On Aug 26, I left home for a morning function at BCCK. My route took me past the large traffic lights where Jalan Foochow No 1 and Jalan Rengas emptied into Jalan Tun Razak. Perhaps it wasn’t a coincidence that I ended up being the first in line at the lights to turn right, because I saw this:
I didn’t know how it got there, an island of grass between busy lanes. I drove by as slowly as I could when the lights went green. The cat was stressed and panting. I could not stop so I posted the photo on Facebook, hoping someone else will get there while I was stuck at work.
By the time my morning work was done, I haven’t gotten any respond, so I went back. It was still there, but no longer on the grass. It was on the road, pressed against the curb. I didn’t have an opportunity to stop, so I made another huge round and found a place I can leave my car.
Picture this: A person wearing a bright turquoise shirt strolling up a busy main road, carrying a bundle of cloth. I thought I’d give the cat something stable but soft to lie on in case it was injured. As I approached, I saw a black lump on the other side of the ‘island’. I thought it was a black plastic bag. Until it stuck out a leg and tried hauling itself onto the road. Now picture me breaking into a run.
After I scooped it up, I checked around the ‘island’ to be sure it was the only cat there. It was little more than a kitten, and I couldn’t believe it hauled itself around the island in the 10-15 minutes I took to double back. If I was a bit slower, I might only find a flat furry pancake on the road.

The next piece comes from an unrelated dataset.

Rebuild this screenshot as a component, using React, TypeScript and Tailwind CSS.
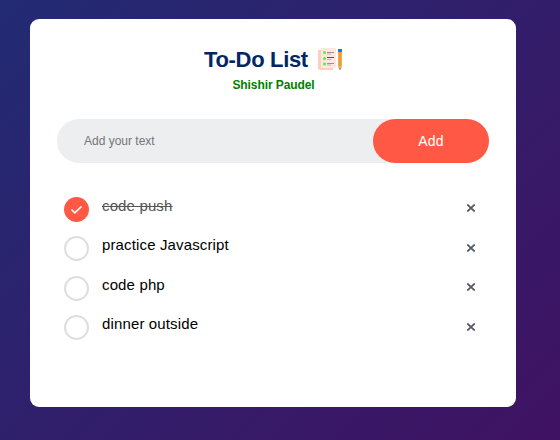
import { useState } from "react";

type Task = { text: string; done: boolean };

const initialTasks: Task[] = [
  { text: "code push", done: true },
  { text: "practice Javascript", done: false },
  { text: "code php", done: false },
  { text: "dinner outside", done: false },
];

function ListIcon() {
  return (
    <svg className="-mt-[2px] ml-[9px] h-[24px] w-[26px] shrink-0" viewBox="0 0 26 24">
      <path d="M1 3h15v20H3q-2 0-2-2z" fill="#fccfc3" />
      <path d="M4 1h15v18q0 2-2 2H4z" fill="#ffe7dc" />
      <g fill="#4df052">
        <circle cx="7.5" cy="5.5" r="1.5" />
        <circle cx="7.5" cy="11.5" r="1.5" />
        <circle cx="7.5" cy="17" r="1.5" />
      </g>
      <path d="M10 5.5h7M10 16.5h7" stroke="#a18ca1" strokeWidth="1" />
      <path d="M10 10.5h7" stroke="#65426d" strokeWidth="1" />
      <path d="M10 7h4M10 12.5h4M10 18h4" stroke="#c6afba" strokeWidth="1" />
      <g transform="translate(0 1)">
        <path d="M21 4h4v14l-1.4 3h-1.2L21 18z" fill="#f5ad48" />
        <path d="M22.5 4h1v14h-1z" fill="#d98b35" />
        <path d="M21 1h4v3h-4z" fill="#087eea" />
        <path d="M21 19h4l-1.3 2.5h-1.4z" fill="#d6b8a9" />
        <path d="M22.2 20.5h1.6L23 22z" fill="#5b465c" />
      </g>
    </svg>
  );
}

export default function App() {
  const [tasks, setTasks] = useState(initialTasks);
  const [draft, setDraft] = useState("");

  const add = () => {
    if (!draft.trim()) return;
    setTasks([...tasks, { text: draft, done: false }]);
    setDraft("");
  };

  return (
    <div className="h-[440px] w-full bg-linear-[135deg,#222b73,#401263] pt-[19px] pl-[30px] font-['Liberation_Sans',Arial,sans-serif]">
      <main className="h-[388px] w-[486px] rounded-[9px] bg-white px-[27px] pt-[27px]">
        <header className="h-[73px]">
          <h1 className="ml-[147px] flex h-[27px] items-center text-[22px] font-bold tracking-[-0.33px] whitespace-nowrap text-[#002765]">
            To-Do List
            <ListIcon />
          </h1>
          <p className="mt-[4px] pl-px text-center text-[12px] leading-4 font-bold tracking-[-0.08px] text-[#008000]">
            Shishir Paudel
          </p>
        </header>

        <div className="flex h-[44px] rounded-full bg-[#edeef0]">
          <input
            className="min-w-0 flex-1 bg-transparent pl-[27px] text-[12px] outline-none placeholder:text-[#757575]"
            placeholder="Add your text"
            value={draft}
            onChange={(e) => setDraft(e.target.value)}
          />
          <button className="w-[116px] rounded-full bg-[#ff5945] text-[14px] tracking-[0.2px] text-white" onClick={add}>
            Add
          </button>
        </div>

        <ul className="mt-[29px]">
          {tasks.map((task, i) => (
            <li key={i} className="flex h-[39.4px] items-start pt-[5px] pl-[7px]">
              <button
                className="shrink-0"
                aria-label="Toggle task"
                onClick={() => setTasks(tasks.map((t, j) => (j === i ? { ...t, done: !t.done } : t)))}
              >
                {task.done ? (
                  <span className="flex size-[25px] items-center justify-center rounded-full bg-[#ff5945]">
                    <svg className="size-[13px]" viewBox="0 0 13 13" fill="none" stroke="white" strokeWidth="1.7">
                      <path d="M1.5 6.5l3.3 3.3 6.7-6.3" />
                    </svg>
                  </span>
                ) : (
                  <span className="block size-[25px] rounded-full border-2 border-[#dedede]" />
                )}
              </button>
              <span
                className={
                  task.done
                    ? "ml-[13px] flex-1 text-[15px] leading-[18px] tracking-[0.14px] text-[#555] line-through"
                    : "ml-[13px] flex-1 text-[15px] leading-[18px] tracking-[0.14px] text-black"
                }
              >
                {task.text}
              </span>
              <button
                className="mt-[7.4px] mr-[14px]"
                aria-label="Remove task"
                onClick={() => setTasks(tasks.filter((_, j) => j !== i))}
              >
                <svg className="size-[8px]" viewBox="0 0 8 8" stroke="#555b65" strokeWidth="1.8">
                  <path d="M.3.5l7.4 7M7.7.5l-7.4 7" />
                </svg>
              </button>
            </li>
          ))}
        </ul>
      </main>
    </div>
  );
}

I hurried us both back to the car, cranked up the a/c and tried to give it water. It was badly dehydrated and had heatstroke, and won’t take the water. I wet its little tongue and rushed it to my vet.
I was exchanging messages with Joanna all the while, as she responded to my SOS around the same time I went back. I asked her to meet me at the vet. She arrived while I was still in the waiting room.
Dr Davies treated the female kitten, which I’ve named Taffy, and told me he’ll be holding on to it a few days for observation. Over the next few days, Joanna and I took turns dropping by. Taffy recovered from the dehydration and heatstroke, but had coordination problems which made Dr Davies suspect that she was hit by a vehicle and suffered some nerve damage. Taffy was on her feet and meowing, but she kept walking in circles.
And she kinda loses her shit a bit when I first pick her up…
…but calms down after some reassuring strokes.
After about three days, Dr Davies told me that Taffy is ready to leave. The circling problem needs more time to heal on its own. Here’s the part of the rescue process that I hate the most – finding a foster parent or adopter. I wasn’t comfortable about offering Taffy up for adoption because she’s not completely healthy, so I posted looking for a foster parent. A friend with admin access to SSPCA’s Facebook page shared it, and almost immediately, there was a response for adoption.
To cut the long story short, a couple with a soft spot for cats was interested in adopting. Interestingly enough, the main draw is because Taffy is a black cat.
I had no idea who I was handing slightly-damaged Taffy over to so I had Nicholas come down to the vet’s to meet us. As it turned out, he is an experienced cat person with quite a number of cats at home. He and his wife thought that Taffy would make a great addition to their feline family… bonk on the head or not. So Taffy got some supplements and a box and went home with Nicholas.
I just checked in with Nicolas on Taffy and he said that she’s doing well and is being naughty. If a kitten has the energy to be naughty, it usually means she’s fine. They have renamed her Pepe. As for me, I’m just relieved that this story ended well.
The bill for Taffy/Pepe’s hospitalisation and treatment came in at nearly RM300. Thanks to many generous donations, it only cost me RM10 in money and a few days in time. Totally worth it.